Dombroski’s only loss of the season came in a 4-1, non-division loss against Howell that fell on the Monday of the Shore Conference Tournament seeding meeting with Dombroski on a season-high eight-day layoff and the game being of little consequence to Wall and rather significant for Howell. Dombroski surrendered one of his two home runs of the season in that game, with the other coming in a relief appearance at Jackson Liberty on April 21.

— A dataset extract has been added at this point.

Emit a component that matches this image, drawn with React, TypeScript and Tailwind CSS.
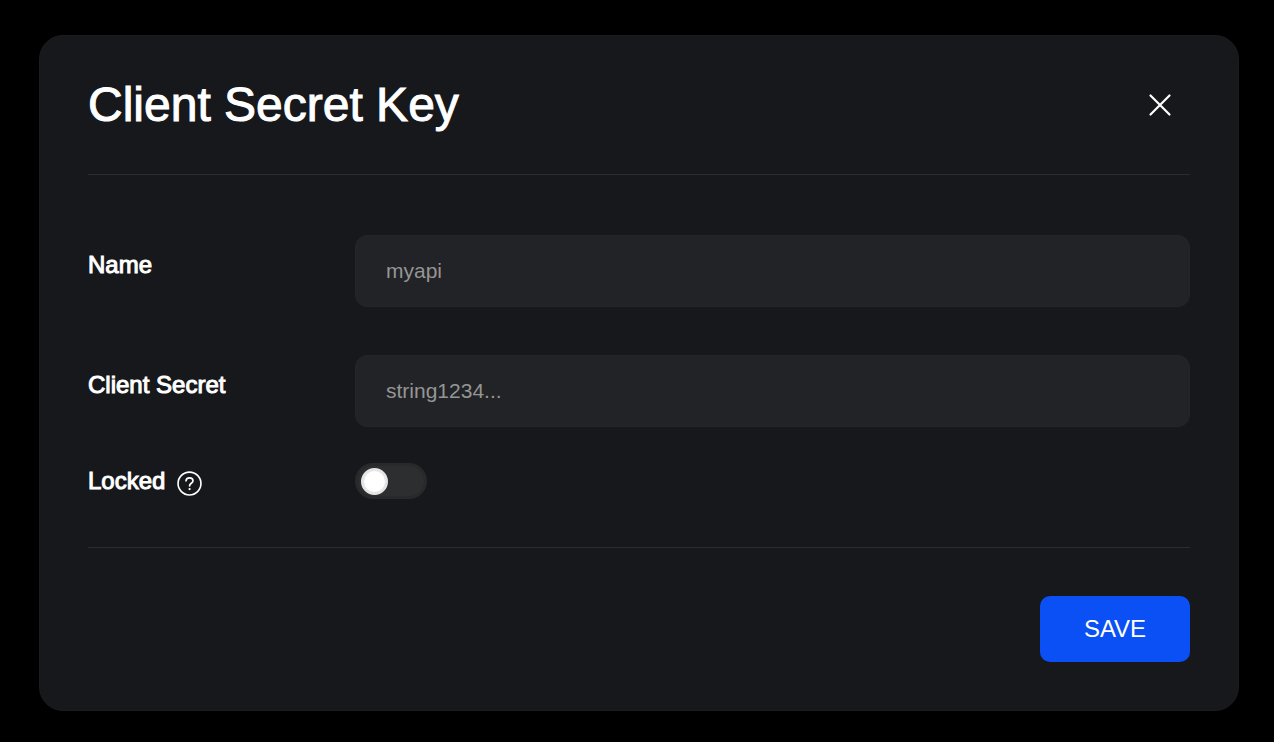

It’s hard to imagine another pitcher tearing through the Shore Conference the way Dalatri did, but Dombroski has at least approached that level of excellence just two years after Dalatri graduated. As a varsity pitcher, Dombroski is now 14-1 with a 0.51 ERA and 0.70 WHIP over 109 1/3 innings with 102 strikeouts and 16 walks. In addition to leading all pitchers with at least 20 innings with his 0.54 ERA, he also led all pitchers with his 0.60 WHIP and finished fourth in the Shore Conference with 71 strikeouts.

The 6-foot-4 Dombroski dominated with a lethal fastball-curveball combination and mixed in a changeup from time-to-time as well. The threat of his curveball made his fastball even more effective as he used it to generate swings and misses at the top of the strike zone while still setting up batters for the curveball by changing their eye level.

Dombroski has already offered up a non-binding verbal commitment to pitch at Monmouth University after his high school career is through, but he still has one more season left to rewrite the Wall and Shore Conference record books. Maybe the comparison to the best high school pitcher the Shore has seen since Al Leiter pitched at Central is an unfair one, but Dombroski’s performance in 2018 put him in rare company.